What can send a 17-year-old to Haiti for two months to write a report on the culture and people? The answer, the worst presentation disaster in school history. Alaine is suspended for it and is sent off for some cultural education. In the meantime, she reconnects to her family in ways that she only wished, finds more about her personal family history, and finds a love for a home she never knew before.
Zayneb is the only Muslim in her class—and her teacher is outright Islamaphobic. Of course, confronting him only makes matters worse and gets her sent to her aunt’s house in Doha. Adam just got diagnosed with MS—so he is quitting school to make as many memories for his sister as he can. Then one day their paths cross, and the things they’re holding in may come out.
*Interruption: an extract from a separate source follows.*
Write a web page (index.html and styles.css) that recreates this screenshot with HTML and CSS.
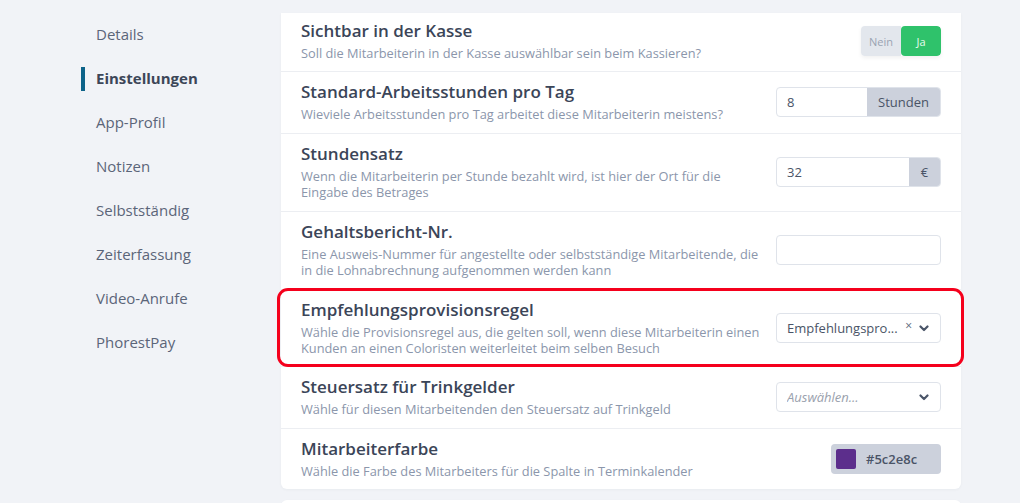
FILE: index.html
```html
<!DOCTYPE html>
<html lang="de">
<head>
<meta charset="utf-8">
<link rel="stylesheet" href="styles.css">
</head>
<body>
<div class="page">
  <nav class="sidebar">
    <a class="nav-item">Details</a>
    <a class="nav-item active">Einstellungen</a>
    <a class="nav-item">App-Profil</a>
    <a class="nav-item">Notizen</a>
    <a class="nav-item">Selbstständig</a>
    <a class="nav-item">Zeiterfassung</a>
    <a class="nav-item">Video-Anrufe</a>
    <a class="nav-item">PhorestPay</a>
  </nav>
  <main class="main">
    <section class="card">
      <div class="row first">
        <div class="text">
          <div class="title">Sichtbar in der Kasse</div>
          <div class="desc">Soll die Mitarbeiterin in der Kasse auswählbar sein beim Kassieren?</div>
        </div>
        <div class="control">
          <div class="toggle"><span class="opt off">Nein</span><span class="opt on">Ja</span></div>
        </div>
      </div>
      <div class="row">
        <div class="text">
          <div class="title">Standard-Arbeitsstunden pro Tag</div>
          <div class="desc">Wieviele Arbeitsstunden pro Tag arbeitet diese Mitarbeiterin meistens?</div>
        </div>
        <div class="control">
          <div class="input-group"><span class="input-val">8</span><span class="addon wide">Stunden</span></div>
        </div>
      </div>
      <div class="row">
        <div class="text">
          <div class="title">Stundensatz</div>
          <div class="desc">Wenn die Mitarbeiterin per Stunde bezahlt wird, ist hier der Ort für die Eingabe des Betrages</div>
        </div>
        <div class="control">
          <div class="input-group"><span class="input-val">32</span><span class="addon">€</span></div>
        </div>
      </div>
      <div class="row">
        <div class="text">
          <div class="title">Gehaltsbericht-Nr.</div>
          <div class="desc">Eine Ausweis-Nummer für angestellte oder selbstständige Mitarbeitende, die in die Lohnabrechnung aufgenommen werden kann</div>
        </div>
        <div class="control">
          <div class="input-group"><span class="input-val"></span></div>
        </div>
      </div>
      <div class="row highlight">
        <div class="text">
          <div class="title">Empfehlungsprovisionsregel</div>
          <div class="desc">Wähle die Provisionsregel aus, die gelten soll, wenn diese Mitarbeiterin einen Kunden an einen Coloristen weiterleitet beim selben Besuch</div>
        </div>
        <div class="control">
          <div class="select">
            <span class="select-val">Empfehlungspro...</span>
            <span class="clear">×</span>
            <svg class="chev" width="10" height="7" viewBox="0 0 10 7"><path d="M1.5 1.5 L5 5 L8.5 1.5" fill="none" stroke="#4a5568" stroke-width="2.2" stroke-linecap="round" stroke-linejoin="round"/></svg>
          </div>
        </div>
      </div>
      <div class="row">
        <div class="text">
          <div class="title">Steuersatz für Trinkgelder</div>
          <div class="desc">Wähle für diesen Mitarbeitenden den Steuersatz auf Trinkgeld</div>
        </div>
        <div class="control">
          <div class="select">
            <span class="select-val placeholder">Auswählen...</span>
            <svg class="chev" width="10" height="7" viewBox="0 0 10 7"><path d="M1.5 1.5 L5 5 L8.5 1.5" fill="none" stroke="#4a5568" stroke-width="2.2" stroke-linecap="round" stroke-linejoin="round"/></svg>
          </div>
        </div>
      </div>
      <div class="row last">
        <div class="text">
          <div class="title">Mitarbeiterfarbe</div>
          <div class="desc">Wähle die Farbe des Mitarbeiters für die Spalte in Terminkalender</div>
        </div>
        <div class="control">
          <div class="color-pick"><span class="swatch"></span><span class="hex">#5c2e8c</span></div>
        </div>
      </div>
    </section>
    <section class="card next"></section>
  </main>
</div>
</body>
</html>
```
FILE: styles.css
```css
* { box-sizing: border-box; }
html, body {
  margin: 0;
  padding: 0;
  background: #f1f3f7;
  font-family: "Open Sans", "Liberation Sans", sans-serif;
  height: 503px;
  overflow: hidden;
}
.page {
  display: flex;
  align-items: flex-start;
}
.sidebar {
  width: 281px;
  padding: 23px 0 0 81px;
  display: flex;
  flex-direction: column;
}
.nav-item {
  display: block;
  position: relative;
  height: 44px;
  line-height: 22px;
  padding-left: 15px;
  font-size: 15px;
  color: #5b6579;
}
.nav-item.active {
  font-weight: 700;
  color: #3c4658;
}
.nav-item.active::before {
  content: "";
  position: absolute;
  left: 0;
  top: 0;
  width: 4px;
  height: 24px;
  background: #0d6389;
}
.main {
  width: 680px;
  padding-top: 13px;
}
.card {
  background: #fff;
  border-radius: 0 0 6px 6px;
  box-shadow: 0 1px 3px rgba(30, 40, 60, 0.04);
}
.card.next {
  margin-top: 11px;
  height: 40px;
  border-radius: 6px 6px 0 0;
}
.row {
  display: flex;
  align-items: center;
  gap: 10px;
  padding: 10px 20px 11px 20px;
  border-bottom: 1px solid #eceef2;
  position: relative;
}
.row.first { padding-top: 8px; padding-bottom: 10px; }
.row.last { border-bottom: none; padding-bottom: 10px; }
.row.highlight { padding-bottom: 10px; }
.row.highlight::after {
  content: "";
  position: absolute;
  left: -4px;
  right: -3px;
  top: -2px;
  bottom: -1px;
  border: 3px solid #f5001c;
  border-radius: 11px;
  pointer-events: none;
}
.text {
  width: 465px;
  flex: none;
}
.title {
  font-size: 17px;
  font-weight: 600;
  line-height: 20px;
  color: #3b4558;
  margin-bottom: 4px;
}
.desc {
  font-size: 12.8px;
  line-height: 16px;
  color: #8b96ab;
}
.control {
  flex: 1;
  display: flex;
  justify-content: flex-end;
}
.toggle {
  display: flex;
  height: 30px;
  border-radius: 4px;
  overflow: hidden;
  box-shadow: 0 2px 4px rgba(0, 0, 0, 0.06);
}
.opt {
  width: 40px;
  display: flex;
  align-items: center;
  justify-content: center;
  font-size: 11px;
}
.opt.off { background: #e3e7ed; color: #9aa3b2; }
.opt.on { background: #2fc26b; color: #e9fbef; border-radius: 4px; }
.input-group {
  width: 165px;
  height: 30px;
  display: flex;
  border: 1px solid #dfe3ea;
  border-radius: 4px;
  overflow: hidden;
  background: #fff;
}
.input-val {
  flex: 1;
  padding-left: 10px;
  display: flex;
  align-items: center;
  font-size: 13px;
  color: #4a5467;
}
.addon {
  width: 31px;
  background: #ccd1dc;
  display: flex;
  align-items: center;
  justify-content: center;
  font-size: 13px;
  color: #4a5467;
}
.addon.wide { width: 73px; }
.select {
  width: 165px;
  height: 30px;
  display: flex;
  align-items: center;
  border: 1px solid #dfe3ea;
  border-radius: 4px;
  padding: 0 11px 0 10px;
  background: #fff;
}
.select-val {
  flex: 1;
  font-size: 13px;
  color: #4a5467;
  white-space: nowrap;
  overflow: hidden;
}
.select-val.placeholder {
  font-style: italic;
  color: #9aa1ad;
}
.clear {
  font-size: 12px;
  color: #5b6579;
  margin-right: 7px;
  line-height: 1;
  margin-top: -4px;
}
.chev { flex: none; }
.color-pick {
  width: 110px;
  height: 30px;
  display: flex;
  align-items: center;
  gap: 10px;
  background: #ccd1dc;
  border-radius: 4px;
  padding-left: 5px;
}
.swatch {
  width: 20px;
  height: 20px;
  background: #5c2e8c;
  border-radius: 2px;
}
.hex {
  font-size: 13px;
  font-weight: 600;
  color: #4a5467;
}
```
Professor Amy Monroe is dead. Someone killed her—but no one knows who. Kellan Arwick and his family have a connection to Professor Monroe, so it’s going to be difficult to keep his nose down and out of the way. Soon mysterious donations flood the campus athletic program, random blogs keep popping up against Kellan’s father, and someone is messing with student’s grades. Can Kellen solve the mystery before his college career (and his life) is ruined forever?
Seventeen-year-old Jo Kuan is a lady’s maid to the daughter of one of the wealthiest men in Atlanta. It’s a cruel job, but it pays the bills. By night, Jo writes an advice column, “Dear Miss Sweetie,” for the genteel Southern Lady publication. When she starts writing against fixed notions of gender and race in her column, people get angry. Really angry. Is she ready to step out of the shadows and live in the light finally? Or will this trial push her deeper into the darkness?
Sometimes we really need someone to tell us that we’re okay. Or that we’re worth it. Or that hey, the day sucked, but you’re still here, Congrats! This book of little poems are the affirmations we all need to hear in our hard culture. Hey, kid. You’ve got this—and this book is over here cheering you on.